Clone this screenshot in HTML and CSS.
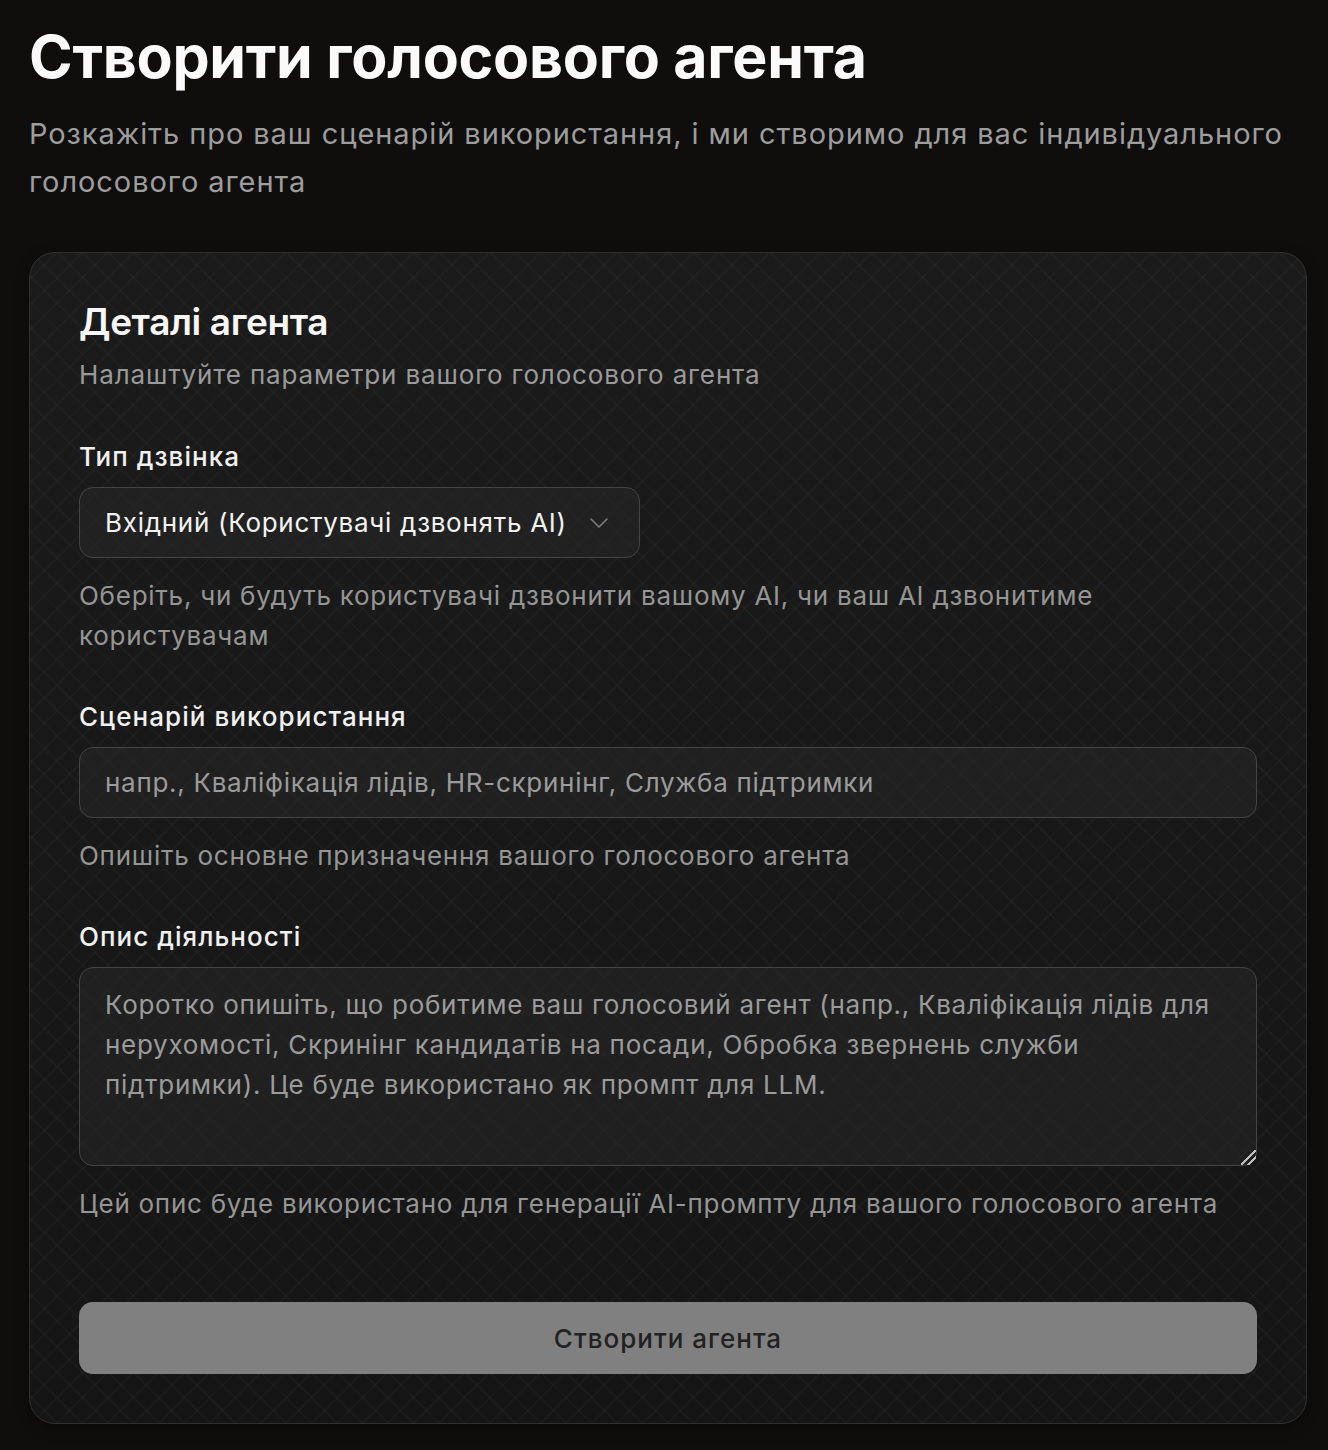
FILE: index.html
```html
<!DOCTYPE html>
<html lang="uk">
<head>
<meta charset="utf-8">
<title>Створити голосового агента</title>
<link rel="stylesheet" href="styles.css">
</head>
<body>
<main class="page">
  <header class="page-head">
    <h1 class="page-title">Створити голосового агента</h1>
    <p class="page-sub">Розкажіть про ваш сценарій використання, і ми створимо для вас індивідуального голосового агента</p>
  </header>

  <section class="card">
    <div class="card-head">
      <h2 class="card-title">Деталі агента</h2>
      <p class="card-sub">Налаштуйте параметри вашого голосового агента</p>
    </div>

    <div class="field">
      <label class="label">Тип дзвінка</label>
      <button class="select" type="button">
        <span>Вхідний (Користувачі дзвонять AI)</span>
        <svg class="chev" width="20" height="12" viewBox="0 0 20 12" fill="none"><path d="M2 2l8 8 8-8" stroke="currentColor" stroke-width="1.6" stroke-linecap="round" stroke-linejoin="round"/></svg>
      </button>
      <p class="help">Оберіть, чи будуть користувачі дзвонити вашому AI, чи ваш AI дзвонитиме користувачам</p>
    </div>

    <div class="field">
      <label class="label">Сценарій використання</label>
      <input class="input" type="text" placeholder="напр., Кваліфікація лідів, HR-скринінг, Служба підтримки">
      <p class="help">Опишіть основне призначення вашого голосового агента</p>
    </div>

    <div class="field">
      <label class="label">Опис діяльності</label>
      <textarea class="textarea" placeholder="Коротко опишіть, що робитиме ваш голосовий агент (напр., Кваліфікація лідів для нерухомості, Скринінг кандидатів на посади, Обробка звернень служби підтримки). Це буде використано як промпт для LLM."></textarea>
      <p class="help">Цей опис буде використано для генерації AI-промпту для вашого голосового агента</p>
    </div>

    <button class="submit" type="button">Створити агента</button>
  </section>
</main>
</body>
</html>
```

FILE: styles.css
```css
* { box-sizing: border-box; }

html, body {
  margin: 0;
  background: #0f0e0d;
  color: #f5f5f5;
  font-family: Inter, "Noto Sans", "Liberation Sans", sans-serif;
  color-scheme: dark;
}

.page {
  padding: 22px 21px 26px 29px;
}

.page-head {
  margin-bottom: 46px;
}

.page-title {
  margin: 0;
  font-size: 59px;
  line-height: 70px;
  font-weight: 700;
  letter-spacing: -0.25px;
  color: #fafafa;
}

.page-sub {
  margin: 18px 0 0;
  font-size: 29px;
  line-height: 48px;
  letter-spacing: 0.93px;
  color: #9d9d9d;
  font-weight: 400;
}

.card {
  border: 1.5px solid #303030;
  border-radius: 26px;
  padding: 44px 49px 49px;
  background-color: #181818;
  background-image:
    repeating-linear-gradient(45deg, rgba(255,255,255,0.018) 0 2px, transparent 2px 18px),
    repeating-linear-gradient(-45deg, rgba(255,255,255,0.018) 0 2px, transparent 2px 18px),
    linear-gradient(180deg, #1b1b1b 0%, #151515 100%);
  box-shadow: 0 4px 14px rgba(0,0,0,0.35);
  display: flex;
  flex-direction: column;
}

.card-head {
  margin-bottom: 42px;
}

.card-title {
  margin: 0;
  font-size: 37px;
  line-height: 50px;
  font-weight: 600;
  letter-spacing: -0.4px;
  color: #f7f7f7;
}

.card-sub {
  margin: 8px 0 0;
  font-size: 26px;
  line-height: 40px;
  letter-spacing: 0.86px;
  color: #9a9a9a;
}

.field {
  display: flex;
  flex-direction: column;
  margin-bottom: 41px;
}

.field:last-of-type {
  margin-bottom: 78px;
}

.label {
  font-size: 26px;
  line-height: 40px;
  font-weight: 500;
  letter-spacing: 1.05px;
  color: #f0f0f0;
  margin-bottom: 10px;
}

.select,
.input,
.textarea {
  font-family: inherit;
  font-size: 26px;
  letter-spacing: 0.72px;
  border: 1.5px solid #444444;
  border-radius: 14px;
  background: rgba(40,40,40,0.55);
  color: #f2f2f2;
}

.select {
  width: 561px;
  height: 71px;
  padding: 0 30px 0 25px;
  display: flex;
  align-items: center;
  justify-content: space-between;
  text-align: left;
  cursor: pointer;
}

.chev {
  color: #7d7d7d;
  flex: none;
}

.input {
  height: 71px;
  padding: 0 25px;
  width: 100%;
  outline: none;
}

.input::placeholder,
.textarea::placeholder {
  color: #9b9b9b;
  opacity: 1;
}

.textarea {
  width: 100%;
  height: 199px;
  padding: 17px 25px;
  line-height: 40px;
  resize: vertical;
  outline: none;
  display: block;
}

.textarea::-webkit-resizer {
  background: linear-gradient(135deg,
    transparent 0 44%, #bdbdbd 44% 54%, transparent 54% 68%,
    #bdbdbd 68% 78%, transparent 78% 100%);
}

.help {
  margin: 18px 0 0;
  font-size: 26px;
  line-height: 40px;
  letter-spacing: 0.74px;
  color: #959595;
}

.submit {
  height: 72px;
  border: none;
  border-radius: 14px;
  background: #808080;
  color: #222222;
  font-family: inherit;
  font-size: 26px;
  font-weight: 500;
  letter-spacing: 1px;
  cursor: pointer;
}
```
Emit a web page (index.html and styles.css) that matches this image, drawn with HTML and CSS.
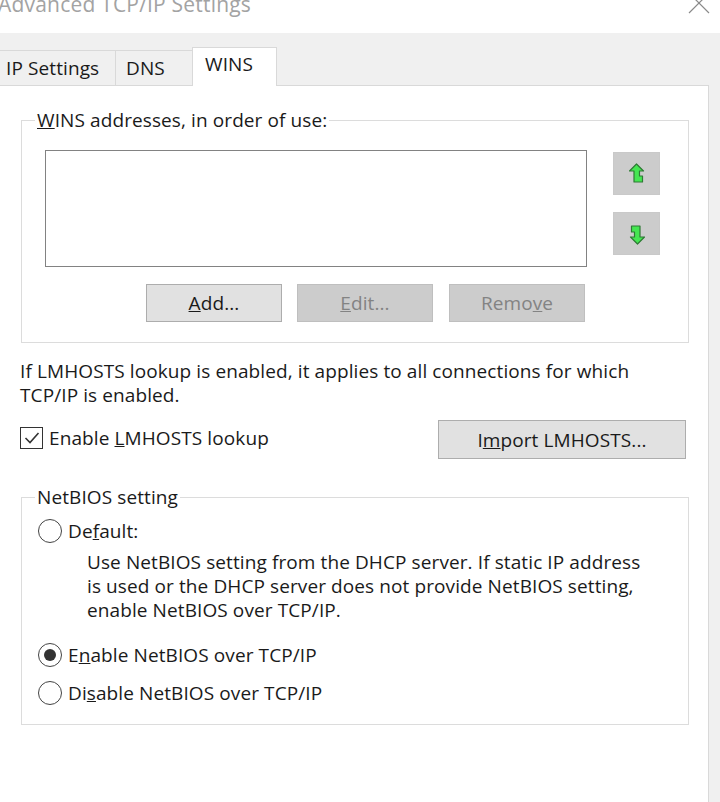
· · · · · · ·
DIRECTION: Without including any pictures, please restate all the records exactly.

EXPECTED OUTPUT:
Clone this screenshot in HTML and CSS.
FILE: index.html
```html
<!DOCTYPE html>
<html lang="uk">
<head>
<meta charset="utf-8">
<title>Створити голосового агента</title>
<link rel="stylesheet" href="styles.css">
</head>
<body>
<main class="page">
  <header class="page-head">
    <h1 class="page-title">Створити голосового агента</h1>
    <p class="page-sub">Розкажіть про ваш сценарій використання, і ми створимо для вас індивідуального голосового агента</p>
  </header>

  <section class="card">
    <div class="card-head">
      <h2 class="card-title">Деталі агента</h2>
      <p class="card-sub">Налаштуйте параметри вашого голосового агента</p>
    </div>

    <div class="field">
      <label class="label">Тип дзвінка</label>
      <button class="select" type="button">
        <span>Вхідний (Користувачі дзвонять AI)</span>
        <svg class="chev" width="20" height="12" viewBox="0 0 20 12" fill="none"><path d="M2 2l8 8 8-8" stroke="currentColor" stroke-width="1.6" stroke-linecap="round" stroke-linejoin="round"/></svg>
      </button>
      <p class="help">Оберіть, чи будуть користувачі дзвонити вашому AI, чи ваш AI дзвонитиме користувачам</p>
    </div>

    <div class="field">
      <label class="label">Сценарій використання</label>
      <input class="input" type="text" placeholder="напр., Кваліфікація лідів, HR-скринінг, Служба підтримки">
      <p class="help">Опишіть основне призначення вашого голосового агента</p>
    </div>

    <div class="field">
      <label class="label">Опис діяльності</label>
      <textarea class="textarea" placeholder="Коротко опишіть, що робитиме ваш голосовий агент (напр., Кваліфікація лідів для нерухомості, Скринінг кандидатів на посади, Обробка звернень служби підтримки). Це буде використано як промпт для LLM."></textarea>
      <p class="help">Цей опис буде використано для генерації AI-промпту для вашого голосового агента</p>
    </div>

    <button class="submit" type="button">Створити агента</button>
  </section>
</main>
</body>
</html>
```

FILE: styles.css
```css
* { box-sizing: border-box; }

html, body {
  margin: 0;
  background: #0f0e0d;
  color: #f5f5f5;
  font-family: Inter, "Noto Sans", "Liberation Sans", sans-serif;
  color-scheme: dark;
}

.page {
  padding: 22px 21px 26px 29px;
}

.page-head {
  margin-bottom: 46px;
}

.page-title {
  margin: 0;
  font-size: 59px;
  line-height: 70px;
  font-weight: 700;
  letter-spacing: -0.25px;
  color: #fafafa;
}

.page-sub {
  margin: 18px 0 0;
  font-size: 29px;
  line-height: 48px;
  letter-spacing: 0.93px;
  color: #9d9d9d;
  font-weight: 400;
}

.card {
  border: 1.5px solid #303030;
  border-radius: 26px;
  padding: 44px 49px 49px;
  background-color: #181818;
  background-image:
    repeating-linear-gradient(45deg, rgba(255,255,255,0.018) 0 2px, transparent 2px 18px),
    repeating-linear-gradient(-45deg, rgba(255,255,255,0.018) 0 2px, transparent 2px 18px),
    linear-gradient(180deg, #1b1b1b 0%, #151515 100%);
  box-shadow: 0 4px 14px rgba(0,0,0,0.35);
  display: flex;
  flex-direction: column;
}

.card-head {
  margin-bottom: 42px;
}

.card-title {
  margin: 0;
  font-size: 37px;
  line-height: 50px;
  font-weight: 600;
  letter-spacing: -0.4px;
  color: #f7f7f7;
}

.card-sub {
  margin: 8px 0 0;
  font-size: 26px;
  line-height: 40px;
  letter-spacing: 0.86px;
  color: #9a9a9a;
}

.field {
  display: flex;
  flex-direction: column;
  margin-bottom: 41px;
}

.field:last-of-type {
  margin-bottom: 78px;
}

.label {
  font-size: 26px;
  line-height: 40px;
  font-weight: 500;
  letter-spacing: 1.05px;
  color: #f0f0f0;
  margin-bottom: 10px;
}

.select,
.input,
.textarea {
  font-family: inherit;
  font-size: 26px;
  letter-spacing: 0.72px;
  border: 1.5px solid #444444;
  border-radius: 14px;
  background: rgba(40,40,40,0.55);
  color: #f2f2f2;
}

.select {
  width: 561px;
  height: 71px;
  padding: 0 30px 0 25px;
  display: flex;
  align-items: center;
  justify-content: space-between;
  text-align: left;
  cursor: pointer;
}

.chev {
  color: #7d7d7d;
  flex: none;
}

.input {
  height: 71px;
  padding: 0 25px;
  width: 100%;
  outline: none;
}

.input::placeholder,
.textarea::placeholder {
  color: #9b9b9b;
  opacity: 1;
}

.textarea {
  width: 100%;
  height: 199px;
  padding: 17px 25px;
  line-height: 40px;
  resize: vertical;
  outline: none;
  display: block;
}

.textarea::-webkit-resizer {
  background: linear-gradient(135deg,
    transparent 0 44%, #bdbdbd 44% 54%, transparent 54% 68%,
    #bdbdbd 68% 78%, transparent 78% 100%);
}

.help {
  margin: 18px 0 0;
  font-size: 26px;
  line-height: 40px;
  letter-spacing: 0.74px;
  color: #959595;
}

.submit {
  height: 72px;
  border: none;
  border-radius: 14px;
  background: #808080;
  color: #222222;
  font-family: inherit;
  font-size: 26px;
  font-weight: 500;
  letter-spacing: 1px;
  cursor: pointer;
}
```
Emit a web page (index.html and styles.css) that matches this image, drawn with HTML and CSS.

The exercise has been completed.